Analysts, environmental groups briefed on projects

The Columbian
Published:

Tesla Motors is expected to announce next week that it will expand into a new business offering battery-based energy storage for residential and commercial customers.

Documents filed with the California Public Utilities Commission show that Tesla already has begun pilot projects that leverage technology it has developed for electric car batteries for stationary energy storage.

The Palo Alto automaker collected $65 million in state incentives for its projects last year under the advanced storage technology portion of the PUC’s Self-Generation Incentive Program, according to Terrie Prosper, a spokeswoman for the agency.

The electric car company has started to brief environmental groups and analysts on its plans.
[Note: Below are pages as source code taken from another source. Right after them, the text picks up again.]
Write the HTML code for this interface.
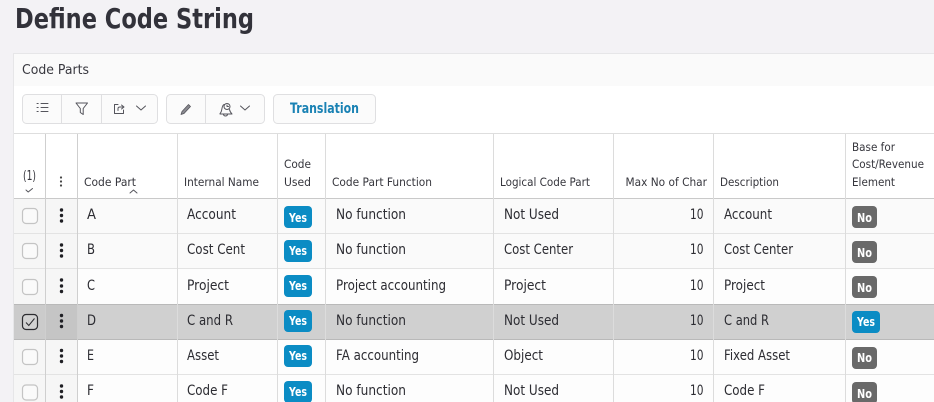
<!DOCTYPE html>
<html><head><meta charset="utf-8"><style>
html,body{margin:0;padding:0;background:#f3f2f5;width:934px;height:402px;overflow:hidden}
svg{display:block;position:absolute;left:0;top:0}
text{font-family:"DejaVu Sans","Liberation Sans",sans-serif}
.c{font-size:14px;fill:#2c2c32}
.h{font-size:11.5px;fill:#36363d}
.b{font-size:12px;font-weight:700;fill:#fff}
.i{fill:none;stroke:#55555c;stroke-width:1;stroke-linecap:round;stroke-linejoin:round}
.l{stroke:#e3e3e3;stroke-width:1}
.v{stroke:#dcdcdc;stroke-width:1}
</style></head><body>
<svg width="934" height="402" viewBox="0 0 934 402">
<rect width="934" height="402" fill="#f3f2f5"/>
<text x="15" y="28" font-size="28" font-weight="700" fill="#32323a" textLength="239" lengthAdjust="spacingAndGlyphs">Define Code String</text>

<rect x="13.5" y="53.5" width="921" height="349" fill="#fff" stroke="#e6e6e8"/>
<rect x="14" y="54" width="920" height="32" fill="#fafafa"/>
<text x="22" y="74" font-size="13.5" fill="#38383f" textLength="67" lengthAdjust="spacingAndGlyphs">Code Parts</text>

<!-- toolbar -->
<rect x="22.5" y="94.5" width="135" height="29" rx="4" fill="#fbfbfb" stroke="#dfdfe1"/>
<path d="M61.5 95V123M101.5 95V123" stroke="#dfdfe1"/>
<rect x="166.5" y="94.5" width="98" height="29" rx="4" fill="#fbfbfb" stroke="#dfdfe1"/>
<path d="M205.5 95V123" stroke="#dfdfe1"/>
<rect x="273.5" y="94.5" width="102" height="29" rx="4" fill="#fbfbfb" stroke="#dfdfe1"/>
<text x="290" y="113" font-size="14" font-weight="700" fill="#1a82b4" textLength="69" lengthAdjust="spacingAndGlyphs">Translation</text>
<!-- list icon -->
<path d="M41 103.5H48M41 107.5H48M41 111.5H48" class="i"/>
<path d="M37 103.5h1.200M37 107.5h1.200M37 111.500h1.200" class="i" stroke-width="1.600"/>
<!-- filter icon -->
<path d="M76 103H87.500L83.200 108.500V114.500L80.300 112.500V108.500Z" class="i"/>
<!-- export icon -->
<path d="M118 104.500H114.500V113.500H123.500V110" class="i"/>
<path d="M118 110.500V108.500Q118 107 120 107H123.500M121.500 105L124 107L121.500 109" class="i"/>
<path d="M136.500 106L141 110L145.500 106" class="i"/>
<!-- pencil -->
<path d="M182 111.500L181 114.500L184 113.500L190.500 106.500L188.500 104.500Z" fill="#8a8a90" stroke="#55555c" stroke-width=".8" stroke-linejoin="round"/>
<!-- bell -->
<path d="M220 113.500C222 112 221.500 109 222.500 106.500C223 105 224 104.500 224.500 104.500M229.500 109.500C229.800 111 230.700 112.800 232 114H220M223.500 114.500C224 116.500 227 116.500 227.500 114.500" class="i"/>
<circle cx="227" cy="106.500" r="3" class="i"/>
<path d="M227 105V106.500H228.500" class="i"/>
<path d="M240.500 106L245 110L249.500 106" class="i"/>

<!-- table bg -->
<rect x="14" y="134" width="920" height="64" fill="#fff"/>
<rect x="14" y="199" width="920" height="70" fill="#fafafa"/>
<rect x="14" y="269" width="920" height="35" fill="#fdfdfd"/>
<rect x="14" y="340" width="920" height="62" fill="#fdfdfd"/>
<rect x="14" y="199" width="64" height="203" fill="#f6f6f6"/>
<rect x="14" y="304" width="920" height="36" fill="#d0d0d0"/>
<rect x="14" y="304" width="32" height="36" fill="#cbcbcb"/>
<rect x="46" y="304" width="32" height="36" fill="#c5c5c5"/>

<!-- lines -->
<path d="M14 133.500H934" stroke="#dedede"/>
<path d="M14 198.500H934" stroke="#c9c9c9"/>
<path d="M14 233.500H934M14 268.500H934M14 374.500H934" class="l"/>
<path d="M14 304.500H934M14 339.500H934" stroke="#b9b9b9"/>
<path d="M45.500 134V402M77.500 134V402" stroke="#cfcfcf"/>
<path d="M177.500 134V402M277.500 134V402M325.500 134V402M493.500 134V402M613.500 134V402M713.500 134V402M845.500 134V402" class="v"/>

<!-- header -->
<text x="23" y="180" class="h" style="font-size:13px" textLength="13" lengthAdjust="spacingAndGlyphs">(1)</text>
<path d="M26 190L28.200 192L32.500 188.500" class="i"/>
<circle cx="61" cy="177.500" r="1.100" fill="#444"/><circle cx="61" cy="181.500" r="1.100" fill="#444"/><circle cx="61" cy="185.500" r="1.100" fill="#444"/>
<text x="84" y="186" class="h" textLength="52" lengthAdjust="spacingAndGlyphs">Code Part</text>
<path d="M130 193L133.500 190L137 193" class="i"/>
<text x="184" y="186" class="h" textLength="75" lengthAdjust="spacingAndGlyphs">Internal Name</text>
<text x="284" y="168" class="h" textLength="27" lengthAdjust="spacingAndGlyphs">Code</text>
<text x="284" y="186" class="h" textLength="27" lengthAdjust="spacingAndGlyphs">Used</text>
<text x="332" y="186" class="h" textLength="100" lengthAdjust="spacingAndGlyphs">Code Part Function</text>
<text x="500" y="186" class="h" textLength="90" lengthAdjust="spacingAndGlyphs">Logical Code Part</text>
<text x="625.500" y="186" class="h" textLength="81.500" lengthAdjust="spacingAndGlyphs">Max No of Char</text>
<text x="720" y="186" class="h" textLength="59" lengthAdjust="spacingAndGlyphs">Description</text>
<text x="852" y="151" class="h" textLength="43" lengthAdjust="spacingAndGlyphs">Base for</text>
<text x="852" y="168" class="h" textLength="72" lengthAdjust="spacingAndGlyphs">Cost/Revenue</text>
<text x="852" y="186" class="h" textLength="43" lengthAdjust="spacingAndGlyphs">Element</text>

<!-- checkboxes -->
<g fill="#fafafa" stroke="#c4c4c4" stroke-width="1.200">
<rect x="22.500" y="208.500" width="15" height="15" rx="3.500"/>
<rect x="22.500" y="243.500" width="15" height="15" rx="3.500"/>
<rect x="22.500" y="279.500" width="15" height="15" rx="3.500"/>
<rect x="22.500" y="349.500" width="15" height="15" rx="3.500"/>
<rect x="22.500" y="385" width="15" height="15" rx="3.500"/>
</g>
<rect x="22.500" y="314.500" width="15" height="15" rx="3.500" fill="#d2d2d2" stroke="#2c2c30" stroke-width="1.200"/>
<path d="M26 322.500L28.800 325.500L34.500 318.500" fill="none" stroke="#2c2c30" stroke-width="1"/>

<!-- row kebabs -->
<g fill="#1f1f24">
<circle cx="61.500" cy="210" r="1.700"/><circle cx="61.500" cy="215.500" r="1.700"/><circle cx="61.500" cy="221" r="1.700"/>
<circle cx="61.500" cy="245" r="1.700"/><circle cx="61.500" cy="250.500" r="1.700"/><circle cx="61.500" cy="256" r="1.700"/>
<circle cx="61.500" cy="280" r="1.700"/><circle cx="61.500" cy="286" r="1.700"/><circle cx="61.500" cy="291.500" r="1.700"/>
<circle cx="61.500" cy="315.500" r="1.700"/><circle cx="61.500" cy="321" r="1.700"/><circle cx="61.500" cy="326.500" r="1.700"/>
<circle cx="61.500" cy="350.500" r="1.700"/><circle cx="61.500" cy="356" r="1.700"/><circle cx="61.500" cy="361.500" r="1.700"/>
<circle cx="61.500" cy="386" r="1.700"/><circle cx="61.500" cy="391.500" r="1.700"/><circle cx="61.500" cy="397" r="1.700"/>
</g>

<!-- col: code part -->
<text x="87" y="219" class="c" textLength="9" lengthAdjust="spacingAndGlyphs">A</text>
<text x="87" y="254" class="c" textLength="8" lengthAdjust="spacingAndGlyphs">B</text>
<text x="87" y="290" class="c" textLength="8" lengthAdjust="spacingAndGlyphs">C</text>
<text x="87" y="325" class="c" textLength="9" lengthAdjust="spacingAndGlyphs">D</text>
<text x="87" y="360" class="c" textLength="7" lengthAdjust="spacingAndGlyphs">E</text>
<text x="87" y="395" class="c" textLength="7" lengthAdjust="spacingAndGlyphs">F</text>
<!-- col: internal name -->
<text x="187" y="219" class="c" textLength="49" lengthAdjust="spacingAndGlyphs">Account</text>
<text x="187" y="254" class="c" textLength="58" lengthAdjust="spacingAndGlyphs">Cost Cent</text>
<text x="187" y="290" class="c" textLength="42" lengthAdjust="spacingAndGlyphs">Project</text>
<text x="187" y="325" class="c" textLength="46" lengthAdjust="spacingAndGlyphs">C and R</text>
<text x="187" y="360" class="c" textLength="32" lengthAdjust="spacingAndGlyphs">Asset</text>
<text x="187" y="395" class="c" textLength="41" lengthAdjust="spacingAndGlyphs">Code F</text>

<!-- badges yes -->
<g fill="#0b8cc4">
<rect x="284" y="206" width="28" height="22" rx="4"/>
<rect x="284" y="240" width="28" height="22" rx="4"/>
<rect x="284" y="275" width="28" height="22" rx="4"/>
<rect x="284" y="310" width="28" height="22" rx="4"/>
<rect x="284" y="345" width="28" height="22" rx="4"/>
<rect x="284" y="381" width="28" height="22" rx="4"/>
<rect x="852" y="311" width="28" height="22" rx="4"/>
</g>
<text x="289" y="222" class="b" textLength="18" lengthAdjust="spacingAndGlyphs">Yes</text>
<text x="289" y="255" class="b" textLength="18" lengthAdjust="spacingAndGlyphs">Yes</text>
<text x="289" y="290" class="b" textLength="18" lengthAdjust="spacingAndGlyphs">Yes</text>
<text x="289" y="325" class="b" textLength="18" lengthAdjust="spacingAndGlyphs">Yes</text>
<text x="289" y="360" class="b" textLength="18" lengthAdjust="spacingAndGlyphs">Yes</text>
<text x="289" y="396" class="b" textLength="18" lengthAdjust="spacingAndGlyphs">Yes</text>
<text x="857" y="326" class="b" textLength="18" lengthAdjust="spacingAndGlyphs">Yes</text>
<!-- badges no -->
<g fill="#696969">
<rect x="852" y="206" width="25" height="22" rx="4"/>
<rect x="852" y="241" width="25" height="22" rx="4"/>
<rect x="852" y="276" width="25" height="22" rx="4"/>
<rect x="852" y="347" width="25" height="22" rx="4"/>
<rect x="852" y="382" width="25" height="22" rx="4"/>
</g>
<text x="857" y="222" class="b" textLength="15" lengthAdjust="spacingAndGlyphs">No</text>
<text x="857" y="257" class="b" textLength="15" lengthAdjust="spacingAndGlyphs">No</text>
<text x="857" y="292" class="b" textLength="15" lengthAdjust="spacingAndGlyphs">No</text>
<text x="857" y="362" class="b" textLength="15" lengthAdjust="spacingAndGlyphs">No</text>
<text x="857" y="398" class="b" textLength="15" lengthAdjust="spacingAndGlyphs">No</text>

<!-- col: function -->
<text x="336" y="219" class="c" textLength="70" lengthAdjust="spacingAndGlyphs">No function</text>
<text x="336" y="254" class="c" textLength="70" lengthAdjust="spacingAndGlyphs">No function</text>
<text x="336" y="290" class="c" textLength="110" lengthAdjust="spacingAndGlyphs">Project accounting</text>
<text x="336" y="325" class="c" textLength="70" lengthAdjust="spacingAndGlyphs">No function</text>
<text x="336" y="360" class="c" textLength="83" lengthAdjust="spacingAndGlyphs">FA accounting</text>
<text x="336" y="395" class="c" textLength="70" lengthAdjust="spacingAndGlyphs">No function</text>
<!-- col: logical -->
<text x="504" y="219" class="c" textLength="55" lengthAdjust="spacingAndGlyphs">Not Used</text>
<text x="504" y="254" class="c" textLength="69" lengthAdjust="spacingAndGlyphs">Cost Center</text>
<text x="504" y="290" class="c" textLength="42" lengthAdjust="spacingAndGlyphs">Project</text>
<text x="504" y="325" class="c" textLength="55" lengthAdjust="spacingAndGlyphs">Not Used</text>
<text x="504" y="360" class="c" textLength="39" lengthAdjust="spacingAndGlyphs">Object</text>
<text x="504" y="395" class="c" textLength="55" lengthAdjust="spacingAndGlyphs">Not Used</text>
<!-- col: max -->
<text x="690" y="219" class="c" textLength="13.500" lengthAdjust="spacingAndGlyphs">10</text>
<text x="690" y="254" class="c" textLength="13.500" lengthAdjust="spacingAndGlyphs">10</text>
<text x="690" y="290" class="c" textLength="13.500" lengthAdjust="spacingAndGlyphs">10</text>
<text x="690" y="325" class="c" textLength="13.500" lengthAdjust="spacingAndGlyphs">10</text>
<text x="690" y="360" class="c" textLength="13.500" lengthAdjust="spacingAndGlyphs">10</text>
<text x="690" y="395" class="c" textLength="13.500" lengthAdjust="spacingAndGlyphs">10</text>
<!-- col: description -->
<text x="724" y="219" class="c" textLength="48" lengthAdjust="spacingAndGlyphs">Account</text>
<text x="724" y="254" class="c" textLength="69" lengthAdjust="spacingAndGlyphs">Cost Center</text>
<text x="724" y="290" class="c" textLength="41" lengthAdjust="spacingAndGlyphs">Project</text>
<text x="724" y="325" class="c" textLength="45" lengthAdjust="spacingAndGlyphs">C and R</text>
<text x="724" y="360" class="c" textLength="66" lengthAdjust="spacingAndGlyphs">Fixed Asset</text>
<text x="724" y="395" class="c" textLength="41" lengthAdjust="spacingAndGlyphs">Code F</text>
</svg>
</body></html>
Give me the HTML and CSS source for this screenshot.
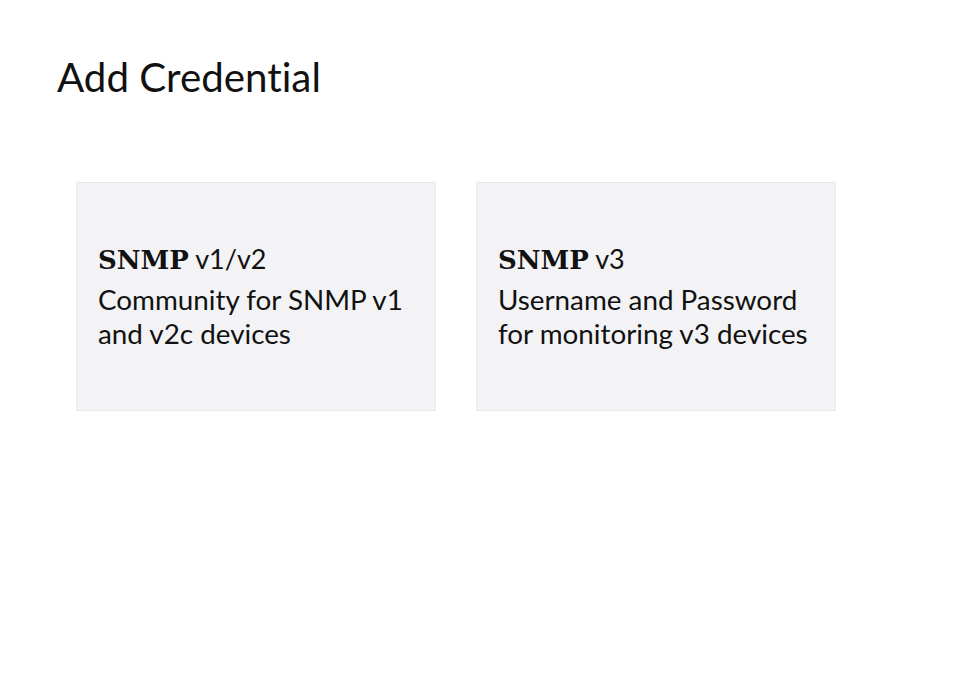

Storing electricity efficiently, inexpensively and safely is a problem that has vexed the power industry since electricity was first harnessed.

But such storage has huge implications for bolstering the national electricity grid and reducing pollution from power generation.

Homeowners and businesses, for example, could charge their batteries at night, when there is surplus generation and rates are cheap, and then use the power during the day, when there is a heavy load on the grid and rates are highest.

“You can look at the battery as an asset on the grid and then you can start to figure out the financial opportunities,” said Rajit Gadh, director of the Smart Grid Energy Research Center at the University of Southern California, Los Angeles.

“Tesla is looking to get into energy storage whether it is on four wheels or stationary,” said Max Baumhefner, an attorney with the Natural Resources Defense Council who was briefed by the automaker.

Tesla’s strategy is designed to leverage a planned $5 billion investment by the car company, battery cell manufacturer Panasonic and other partners in a huge lithium-ion battery “Gigafactory” under construction near Reno, Nev.

Musk has said the factory will reduce the cost of producing batteries by about 30 percent and is critical to the automaker’s plans to introduce a small electric family sedan that will sell in the $30,000 range after government rebates and incentives.

Tesla is looking for other profitable ways to tap production from the plant.

“The Gigafactory is a big play for the whole energy world,” Baumhefner said.